Forget Google Glass and all other human/machine interactions and combinations up to this point. Scientists have, according to a report in New Scientist, created the world’s first biological version of a transistor, opening up the door to a world of biological, living technology. Say hello to our new fleshy Borg futuren.

Oddly enough, the breakthrough was almost simultaneously create with two teams working completely independent of each other. One team, led by Drew Endy at Stanford University in California, invented “a transistor-like device that controls the movement of an enzyme called RNA polymerase along a strand of DNA, just as electrical transistors control the flow of current through a circuit.” The second team, from Massachusetts Institute of Technology and led by that institution’s Timothy Lu, created a similar device.

Endy’s device differs from the one created by MIT because it not only controls the flow of polymerase – with the biological “transistor” activated via enzymes recognized by logic gates as inputs to start or stop the flow – but also controls the rate of flow, and is able to amplify the flow as necessary.

The Stanford team calls their creation a “transcriptor,” and report that they have already managed to create a full suit of Boolean Integrase Logic gates by combining multiple transcriptors. To put that into a more easily understood context for the layman, the Stanford team have crafted the starting point for a biological computer capable of complicated calculations and computations within living cells.

We’re not there just yet. Extreme Tech points out that we’re still some distance away from that happening. “You also need somewhere to store data… and some way to connect all of the transcriptors and memory together,” it explains, but admits “all of the building blocks of a biological computer are now in place.”

According to Paul Freemont, who works at Imperial College London, these bio-transistors are the first step to building more involved, complicated biological machines.
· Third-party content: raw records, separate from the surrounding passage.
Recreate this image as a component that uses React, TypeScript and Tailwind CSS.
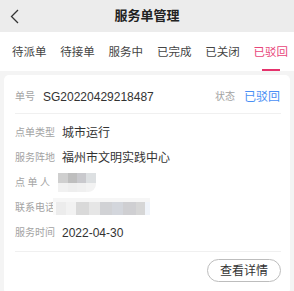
const FONT = { fontFamily: '"Liberation Sans", "Noto Sans CJK SC", sans-serif' };

const TABS = ['待派单', '待接单', '服务中', '已完成', '已关闭', '已驳回'];

function Row({ label, children }: { label: React.ReactNode; children?: React.ReactNode }) {
  return (
    <div className="flex h-[25px] items-center">
      <div className="w-[40px] shrink-0 text-[10px] leading-[14px] text-[#a3a3a3]">{label}</div>
      <div className="ml-[7px] flex items-center text-[12px] leading-[16px] text-[#333]">{children}</div>
    </div>
  );
}

export default function App() {
  return (
    <div className="h-[291px] w-[294px] overflow-hidden bg-[#f4f4f4]" style={FONT}>
      {/* Header */}
      <div className="grid h-8 grid-cols-[40px_1fr_40px] items-center bg-[#ececec]">
        <svg className="ml-[10px] h-[15px] w-[9px]" viewBox="0 0 9 15" fill="none">
          <path d="M8 1L1.5 7.5L8 14" stroke="#333" strokeWidth="1.3" />
        </svg>
        <p className="text-center text-[13px] font-bold leading-[16px] text-[#222]">服务单管理</p>
        <span />
      </div>

      {/* Tabs */}
      <div className="flex h-[39px] justify-between bg-white pl-3 pr-[6px]">
        {TABS.map((t, i) => {
          const active = i === TABS.length - 1;
          return (
            <div key={t} className="flex flex-col items-center pt-[13px]">
              <span className={`text-[11.5px] leading-[14px] ${active ? 'text-[#e8457a]' : 'text-[#444]'}`}>{t}</span>
              <span className={`mt-[10px] h-[2px] w-[18px] ${active ? 'bg-[#e5326c]' : 'bg-transparent'}`} />
            </div>
          );
        })}
      </div>

      {/* Card */}
      <div className="mx-1 mt-1 rounded-[5px] bg-white pl-[11px] pr-[9px] pt-[14px]">
        <div className="flex items-center justify-between border-b border-[#f0f0f0] pb-[8px]">
          <div className="flex h-4 items-center">
            <span className="text-[10px] leading-[14px] text-[#a3a3a3]">单号</span>
            <span className="ml-2 text-[12px] leading-[16px] text-[#333]">SG20220429218487</span>
          </div>
          <div className="flex h-4 items-center pr-[1px]">
            <span className="text-[10px] leading-[14px] text-[#a3a3a3]">状态</span>
            <span className="ml-[9px] text-[12px] leading-[16px] text-[#4a8ff5]">已驳回</span>
          </div>
        </div>

        <div className="pt-[6px]">
          <Row label="点单类型">城市运行</Row>
          <Row label="服务阵地">福州市文明实践中心</Row>
          <div className="relative">
            <Row label={<span className="tracking-[2.5px]">点单人</span>} />
            <div className="absolute left-[43px] top-[3px] flex h-[19px] flex-col overflow-hidden rounded-br-[8px]">
              <div className="flex h-[10px]">
                <span className="w-[10px] bg-[#cfcfcf]" />
                <span className="w-[9px] bg-[#bebebe]" />
                <span className="w-[9px] bg-[#c9c9cd]" />
                <span className="w-[10px] bg-[#dde0e2]" />
              </div>
              <div className="flex h-[9px]">
                <span className="w-[10px] bg-[#f1f1f1]" />
                <span className="w-[9px] bg-[#eeeeee]" />
                <span className="w-[9px] bg-[#f0f0f0]" />
                <span className="w-[10px] bg-[#f3f3f3]" />
              </div>
            </div>
          </div>
          <div className="relative">
            <Row label="联系电话" />
            <div className="absolute left-[38px] top-[3px] flex h-[17px] flex-col">
              <div className="h-[4px] w-[97px] bg-[#f6f6f6]" />
              <div className="flex h-[13px]">
                <span className="w-[3px] bg-[#fafafa]" />
                <span className="w-[10px] bg-[#ececec]" />
                <span className="w-[10px] bg-[#f2f2f2]" />
                <span className="w-[13px] bg-[#d9d9d9]" />
                <span className="w-[11px] bg-[#e6e6e6]" />
                <span className="w-[12px] bg-[#d1d2d5]" />
                <span className="w-[11px] bg-[#d3d6dc]" />
                <span className="w-[13px] bg-[#cfcfd2]" />
                <span className="w-[9px] bg-[#d6d6d6]" />
                <span className="w-[5px] bg-[#f0f4fa]" />
              </div>
            </div>
          </div>
          <Row label="服务时间">2022-04-30</Row>
        </div>

        <div className="mt-[6px] flex justify-end border-t border-[#f0f0f0] pb-3 pt-[7px]">
          <button className="h-[23px] w-[74px] rounded-full border border-[#bdbdbd] text-[12px] leading-[16px] text-[#333]">
            查看详情
          </button>
        </div>
      </div>
    </div>
  );
}
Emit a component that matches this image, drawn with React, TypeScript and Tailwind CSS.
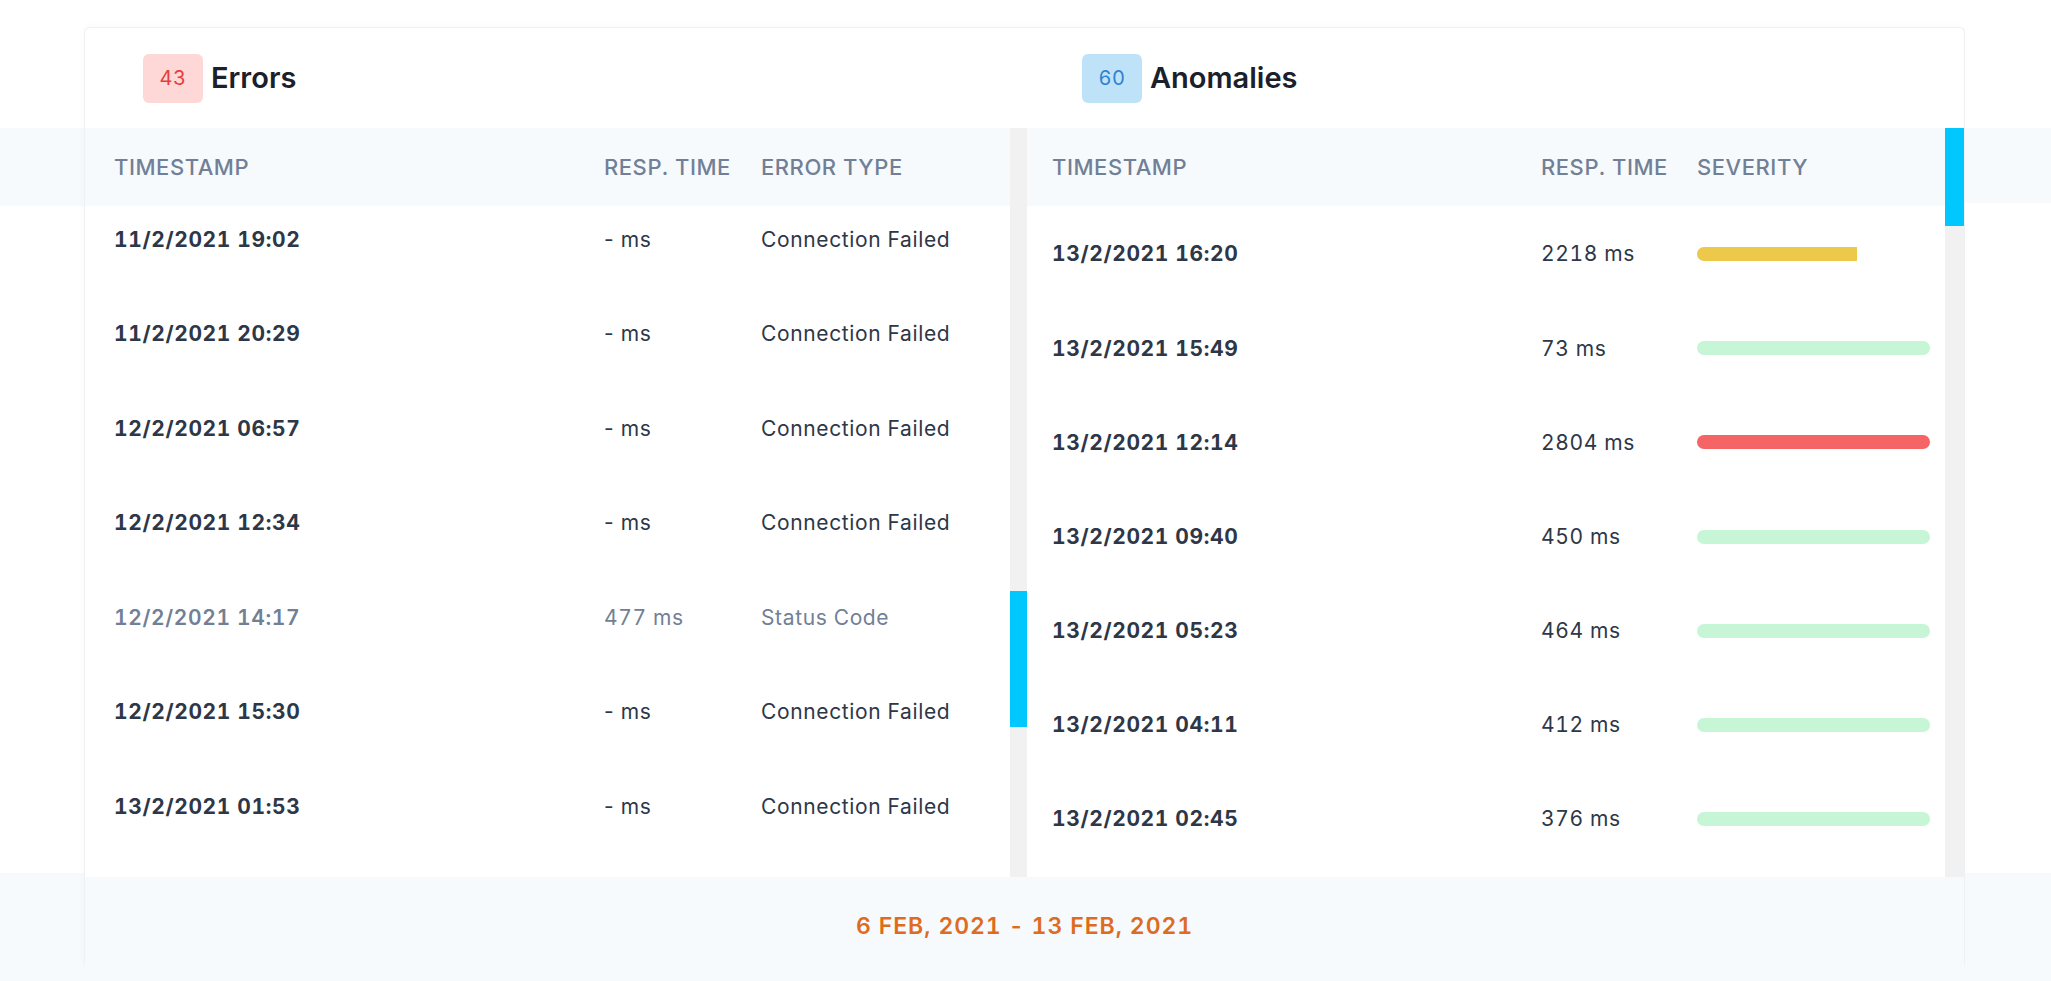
import React from "react";

type ErrorRow = { ts: string; resp: string; type: string; muted?: boolean };
type AnomalyRow = { ts: string; resp: string; level: "low" | "mid" | "high"; pct: number };

const errors: ErrorRow[] = [
  { ts: "11/2/2021 19:02", resp: "- ms", type: "Connection Failed" },
  { ts: "11/2/2021 20:29", resp: "- ms", type: "Connection Failed" },
  { ts: "12/2/2021 06:57", resp: "- ms", type: "Connection Failed" },
  { ts: "12/2/2021 12:34", resp: "- ms", type: "Connection Failed" },
  { ts: "12/2/2021 14:17", resp: "477 ms", type: "Status Code", muted: true },
  { ts: "12/2/2021 15:30", resp: "- ms", type: "Connection Failed" },
  { ts: "13/2/2021 01:53", resp: "- ms", type: "Connection Failed" },
];

const anomalies: AnomalyRow[] = [
  { ts: "13/2/2021 16:20", resp: "2218 ms", level: "mid", pct: 68.5 },
  { ts: "13/2/2021 15:49", resp: "73 ms", level: "low", pct: 100 },
  { ts: "13/2/2021 12:14", resp: "2804 ms", level: "high", pct: 100 },
  { ts: "13/2/2021 09:40", resp: "450 ms", level: "low", pct: 100 },
  { ts: "13/2/2021 05:23", resp: "464 ms", level: "low", pct: 100 },
  { ts: "13/2/2021 04:11", resp: "412 ms", level: "low", pct: 100 },
  { ts: "13/2/2021 02:45", resp: "376 ms", level: "low", pct: 100 },
];

const barColor = {
  low: "bg-[#c6f6d5] rounded-full",
  mid: "bg-[#ecc94b] rounded-l-full",
  high: "bg-[#f56565] rounded-full",
};

// 页面两侧的背景条
function Gutter({ className = "", band = "h-[78px]" }: { className?: string; band?: string }) {
  return (
    <div className={`flex flex-col ${className}`}>
      <div className="h-[128px] shrink-0 bg-white" />
      <div className={`${band} shrink-0 bg-[#f7fafc]`} />
      <div className="flex-1 bg-white" />
      <div className="h-[108px] shrink-0 bg-[#f7fafc]" />
    </div>
  );
}

function Scrollbar({ offset, size, className = "" }: { offset: string; size: string; className?: string }) {
  return (
    <div className={`flex shrink-0 flex-col bg-[#f1f1f1] ${className}`}>
      <div className={`${offset} shrink-0`} />
      <div className={`${size} shrink-0 bg-[#00c8ff]`} />
    </div>
  );
}

function Title({ count, label, tone }: { count: number; label: string; tone: "red" | "blue" }) {
  return (
    <div className="flex items-center gap-2">
      <span
        className={`flex h-[49px] w-[60px] items-center justify-center rounded-md text-[20px] tracking-wide tabular-nums ${
          tone === "red" ? "bg-[#fed7d7] text-[#e53e3e]" : "bg-[#bee3f8] text-[#3182ce]"
        }`}
      >
        {count}
      </span>
      <span className="text-[29px] font-semibold text-[#1a202c]">{label}</span>
    </div>
  );
}

export default function App() {
  return (
    <div
      className="flex h-[981px] w-[2051px] overflow-hidden bg-white tabular-nums"
      style={{ fontFamily: "Inter, 'Noto Sans', sans-serif" }}
    >
      <Gutter className="w-[84px] shrink-0" />

      <div className="flex w-[1881px] shrink-0 flex-col">
        <div className="h-[27px] shrink-0 bg-white" />
        <div className="flex h-[938px] shrink-0 flex-col rounded-t-md border border-b-0 border-[#eef0f3] bg-white shadow-[0_0_8px_rgba(0,0,0,0.03)]">
          {/* 标题 */}
          <div className="flex h-[100px] shrink-0">
            <div className="flex w-[942px] items-center pl-[58px]">
              <Title count={43} label="Errors" tone="red" />
            </div>
            <div className="flex flex-1 items-center pl-[55px]">
              <Title count={60} label="Anomalies" tone="blue" />
            </div>
          </div>

          {/* 表格 */}
          <div className="flex h-[749px] shrink-0">
            <div className="flex w-[925px] shrink-0 flex-col">
              <div className="grid h-[78px] shrink-0 grid-cols-[490px_157px_1fr] items-center bg-[#f7fafc] pl-[29px] text-[22px] font-medium uppercase tracking-wide text-[#718096]">
                <span>Timestamp</span>
                <span>Resp. Time</span>
                <span>Error Type</span>
              </div>
              <div className="flex-1 overflow-hidden">
                <div className="-mt-[14px]">
                  {errors.map((r) => (
                    <div
                      key={r.ts}
                      className={`grid h-[94.5px] grid-cols-[490px_157px_1fr] items-center pl-[29px] text-[21px] tracking-[0.03em] ${
                        r.muted ? "text-[#718096]" : "text-[#2d3748]"
                      }`}
                    >
                      <span className={r.muted ? "font-semibold" : "font-bold"}>{r.ts}</span>
                      <span className={r.resp.startsWith("-") ? "normal-nums" : ""}>{r.resp}</span>
                      <span>{r.type}</span>
                    </div>
                  ))}
                </div>
              </div>
            </div>
            <Scrollbar offset="h-[463px]" size="h-[136px]" className="w-[17px]" />

            <div className="flex w-[918px] shrink-0 flex-col">
              <div className="grid h-[78px] shrink-0 grid-cols-[489px_156px_1fr] items-center bg-[#f7fafc] pl-[25px] text-[22px] font-medium uppercase tracking-wide text-[#718096]">
                <span>Timestamp</span>
                <span>Resp. Time</span>
                <span>Severity</span>
              </div>
              <div className="flex-1 overflow-hidden">
                <div className="pt-[1px]">
                  {anomalies.map((r) => (
                    <div
                      key={r.ts}
                      className="grid h-[94.2px] grid-cols-[489px_156px_1fr] items-center pl-[25px] text-[21px] tracking-[0.03em] text-[#2d3748]"
                    >
                      <span className="font-bold">{r.ts}</span>
                      <span>{r.resp}</span>
                      <div className="w-[233px]">
                        <div className={`h-[14px] ${barColor[r.level]}`} style={{ width: `${r.pct}%` }} />
                      </div>
                    </div>
                  ))}
                </div>
              </div>
            </div>
            <Scrollbar offset="h-0" size="h-[98px]" className="w-[19px]" />
          </div>

          {/* 日期范围 */}
          <div className="flex flex-1 items-center justify-center bg-[#f7fafc] pt-[10px]">
            <span className="text-[23px] font-semibold uppercase tracking-[0.04em] text-[#dd6b20]">
              6 Feb, 2021 - 13 Feb, 2021
            </span>
          </div>
        </div>
        <div className="flex-1 bg-[#f7fafc]" />
      </div>

      <Gutter className="flex-1" band="h-[75px]" />
    </div>
  );
}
Working from the starting point that transistors are the basis for contemporary electronic devices, it’s only logical to imagine that a cellular transistor could lead to other cellular tech.

Freemont’s suggestion is the creation of “bio sensors” that could monitor water quality cheaply and effectively. “Underpinning all of that will be these foundational components, like in electronics,” he told New Scientist.

Endy, however, is thinking on a somewhat larger scale according to the story; he’s said to be imagining a world filled with “living bridges or buildings constructed by the self-directed growth of their natural materials, controlled by internal biological circuits, or even tiny medical “submarines” with on-board DNA computers navigating the inside of our bodies.”